Aniu, gdzie zaginęłaś? Dawno nie widziała, ani ciebie, ani fotek od ciebie
Bolesny temat - krety. U mnie ciągle kopią. Ja na razie leję różne śmierdziuchy. W razie czego wypróbuję to co ty, skoro takie skuteczne się okazało, muszę o tym poczytać.
A ja jakoś za bardzo nie przerabiam. Projekt mam w głowie, to mi wystarcza, taki ogólny. Nasadzenia trochę na żywioł.
Czym się zajmujesz zawodowo że masz takie skrzywienia? Jeśli można spytać oczywiście...
Aprilku, mój osobisty przydomowy tez jest cienisty, tyle że mikrus (sporadycznie cos tu pokazuję) i od dawna mi nie wystarczał (co widac w podpisie - sprawiłam, że niektórymi moimi nadwyżkami zagospodarowano patio w pracy ). Znam sporo cienistych tutaj na O., mam wrażenie, że jestem na tym forum od wieków , ale Twój, Ursy i Malgol to moje ulubione ogrody. I co prawda nasza działka rekreacyjna jest słoneczną tabula rasa (prawie, bo juz nasadziłam drzew i mam drzewa tuz przy granicy), to widzę gdzie niedługo zrobi się cieniście i kiedyś będzie cudownie Pierwsze nasadzenia krzewów i bylin ruszą w przyszłym roku - juz przebieram nóżkami. Oby tylko czasu mi starczyło na realizację przyszłorocznego planu.
O, Agatka nam się pojawiła Ja, Jola na chrzcie otrzymałam Ale może być po prostu
April
Że u ciebie busz, to łatwo uwierzyć, ale że straciłaś kontrolę to jakoś trudno. Jeżeli chcesz zobaczyć naprawdę zaniedbane rabaty to u mnie jak znalazł. Robię nowe, nie ogarniam starych. Może kiedyś.
A w odwiedziny oczywiście zapraszam. Cieszę się że się zdecydowałaś. Resztę na pw.
Ja mam na myśli zielsko NA RABATACH, pomiędzy roślinami. A tam gdzie jeszcze nic nie robiłam, między drzewami, to nic nie rośnie, nie mam co kosić Klepisko...

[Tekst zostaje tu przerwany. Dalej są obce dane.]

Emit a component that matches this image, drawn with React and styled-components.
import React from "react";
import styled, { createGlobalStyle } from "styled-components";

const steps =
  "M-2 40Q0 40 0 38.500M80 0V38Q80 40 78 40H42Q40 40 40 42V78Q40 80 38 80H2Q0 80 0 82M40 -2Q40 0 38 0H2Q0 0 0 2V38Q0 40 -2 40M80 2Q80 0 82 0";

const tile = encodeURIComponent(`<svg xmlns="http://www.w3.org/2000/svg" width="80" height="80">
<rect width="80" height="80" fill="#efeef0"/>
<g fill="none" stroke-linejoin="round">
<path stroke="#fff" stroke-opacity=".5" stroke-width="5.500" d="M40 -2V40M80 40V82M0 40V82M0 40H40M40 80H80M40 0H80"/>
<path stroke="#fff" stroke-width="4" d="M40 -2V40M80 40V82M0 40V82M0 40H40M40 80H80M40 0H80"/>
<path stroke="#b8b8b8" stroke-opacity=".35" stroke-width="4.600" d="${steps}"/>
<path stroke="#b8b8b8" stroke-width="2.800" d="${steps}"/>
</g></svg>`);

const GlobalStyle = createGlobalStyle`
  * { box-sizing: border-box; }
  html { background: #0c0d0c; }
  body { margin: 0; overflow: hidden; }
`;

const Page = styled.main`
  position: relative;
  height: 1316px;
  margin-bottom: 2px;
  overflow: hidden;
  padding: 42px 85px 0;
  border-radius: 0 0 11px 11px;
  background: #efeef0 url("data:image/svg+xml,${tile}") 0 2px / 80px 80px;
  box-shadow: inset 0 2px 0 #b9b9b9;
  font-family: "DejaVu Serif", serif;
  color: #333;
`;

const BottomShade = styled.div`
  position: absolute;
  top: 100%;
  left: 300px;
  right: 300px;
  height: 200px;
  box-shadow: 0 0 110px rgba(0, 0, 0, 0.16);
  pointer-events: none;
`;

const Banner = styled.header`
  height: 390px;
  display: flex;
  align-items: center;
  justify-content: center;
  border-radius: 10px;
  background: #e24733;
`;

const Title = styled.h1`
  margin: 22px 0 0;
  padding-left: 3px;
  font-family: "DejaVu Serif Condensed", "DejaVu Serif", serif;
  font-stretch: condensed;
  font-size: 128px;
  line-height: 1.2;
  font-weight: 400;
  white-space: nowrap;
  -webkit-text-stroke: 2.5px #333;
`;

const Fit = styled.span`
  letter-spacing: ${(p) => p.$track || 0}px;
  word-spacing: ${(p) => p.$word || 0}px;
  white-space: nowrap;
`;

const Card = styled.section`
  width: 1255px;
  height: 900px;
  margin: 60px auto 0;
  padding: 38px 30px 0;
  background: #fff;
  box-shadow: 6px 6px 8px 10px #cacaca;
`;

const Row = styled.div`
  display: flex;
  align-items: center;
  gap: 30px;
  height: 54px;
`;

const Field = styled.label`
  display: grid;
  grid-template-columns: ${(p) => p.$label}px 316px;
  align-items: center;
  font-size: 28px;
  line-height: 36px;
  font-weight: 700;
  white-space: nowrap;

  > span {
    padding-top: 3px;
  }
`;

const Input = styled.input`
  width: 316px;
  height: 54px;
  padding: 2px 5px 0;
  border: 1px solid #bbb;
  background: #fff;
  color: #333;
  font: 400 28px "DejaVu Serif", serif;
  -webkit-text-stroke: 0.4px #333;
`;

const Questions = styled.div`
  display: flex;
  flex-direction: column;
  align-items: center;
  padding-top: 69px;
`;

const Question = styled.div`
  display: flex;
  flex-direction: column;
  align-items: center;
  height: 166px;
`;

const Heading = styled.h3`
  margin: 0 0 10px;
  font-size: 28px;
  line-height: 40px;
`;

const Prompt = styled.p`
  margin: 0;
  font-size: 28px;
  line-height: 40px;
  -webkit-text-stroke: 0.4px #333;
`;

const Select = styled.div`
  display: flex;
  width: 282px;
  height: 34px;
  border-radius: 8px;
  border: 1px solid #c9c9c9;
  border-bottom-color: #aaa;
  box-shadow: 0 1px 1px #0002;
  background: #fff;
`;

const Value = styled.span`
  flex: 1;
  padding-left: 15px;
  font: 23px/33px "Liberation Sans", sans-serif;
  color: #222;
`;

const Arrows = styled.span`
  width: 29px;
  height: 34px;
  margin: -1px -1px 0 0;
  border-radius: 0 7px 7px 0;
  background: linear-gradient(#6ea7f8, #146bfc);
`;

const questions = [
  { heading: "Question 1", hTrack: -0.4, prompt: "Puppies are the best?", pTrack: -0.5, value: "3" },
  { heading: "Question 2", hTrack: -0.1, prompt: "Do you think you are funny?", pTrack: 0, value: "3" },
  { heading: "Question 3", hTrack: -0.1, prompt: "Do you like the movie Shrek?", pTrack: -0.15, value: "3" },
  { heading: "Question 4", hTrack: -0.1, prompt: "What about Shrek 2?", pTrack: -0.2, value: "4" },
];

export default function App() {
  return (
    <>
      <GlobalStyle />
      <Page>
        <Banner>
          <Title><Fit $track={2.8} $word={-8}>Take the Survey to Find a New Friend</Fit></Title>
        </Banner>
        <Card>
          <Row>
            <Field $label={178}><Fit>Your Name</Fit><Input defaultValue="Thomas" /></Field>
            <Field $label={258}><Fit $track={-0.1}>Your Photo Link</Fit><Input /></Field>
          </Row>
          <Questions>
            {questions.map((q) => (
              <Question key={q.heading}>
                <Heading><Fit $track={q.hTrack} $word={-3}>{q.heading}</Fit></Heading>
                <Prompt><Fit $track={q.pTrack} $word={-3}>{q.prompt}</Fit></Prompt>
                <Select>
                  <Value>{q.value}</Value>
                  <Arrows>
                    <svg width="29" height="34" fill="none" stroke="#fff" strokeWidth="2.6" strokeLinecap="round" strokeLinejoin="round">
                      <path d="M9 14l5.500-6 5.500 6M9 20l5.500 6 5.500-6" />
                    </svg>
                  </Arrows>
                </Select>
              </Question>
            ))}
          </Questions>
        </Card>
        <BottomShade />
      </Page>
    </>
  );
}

Ula, patio zagospodarowane widziałam. Jeszcze trochę traw, np hakone lub brachytricha i będzie bardzo przytulne. Ale zdjęć z nowej działki nie kojarzę.
Tak, ogród Malgol bardzo lubię. Na Ursy się inspiruję, to mój ulubiony z cienistych.
Jeśli zaczęłaś od sadzenia drzew to świetne posunięcie. Resztę spokojnie powolutku można wtedy planować
Chyba jest w wątku "pracowym" dywagacja ze zdjęciem półpoglądowym o tym czy ziemia na działce za mokra na choiny czy nie - wtedy było to jeszcze wyczyszczone pole Potem świerków nie było widać zza chwastów wyrastających radośniej niż trawnik, chociaż w promieniu pół metra od każdego pieliłam w miarę regularnie. Generalnie wg mnie nie ma jeszcze co pokazywać, poza tym nie bardzo jest kiedy Ale jakąś dokumentację staram się robić - na biforafterki, kiedyś
PS: plan na hakone do pracy jest od ponad roku, moje nawet by nie zauważyły ubytku po pobraniu sadzonek, ale impulsu brak
Tak sobie z paprociami latam po ogrodzie...nie poddaję się
Języczniki chyba tam gdzie posadzilam miały jednak za sucho, powodzenia
z tą linią kroplującą
Słuchajcie, bo cały czas gadam a parę zdjęć by się przydało.
Na końcu działki, za rabatą z misą, zaczyna powstawać kolejne miejsce zwane Rabata pod górką.
Jest już ławeczka, będzie chyba i druga. Posadziłam hortensje Pink i Sweet Anabelle. Jako wypełniacz jest żurawka Dark Secret. Na razie dwa prosa North Wind ale będzie więcej. Jest też bez Aurea i rdesty Vesuvium. Będzie jeszcze rdest Blackfield, którego muszę przesadzić z innego miejsca i łany hakone. Ale to już wiosną bo sił braknąć zaczyna. Jeszcze tylko wyłożę kartony i wysypię korę bo to zawsze ochrania korzenie zimą.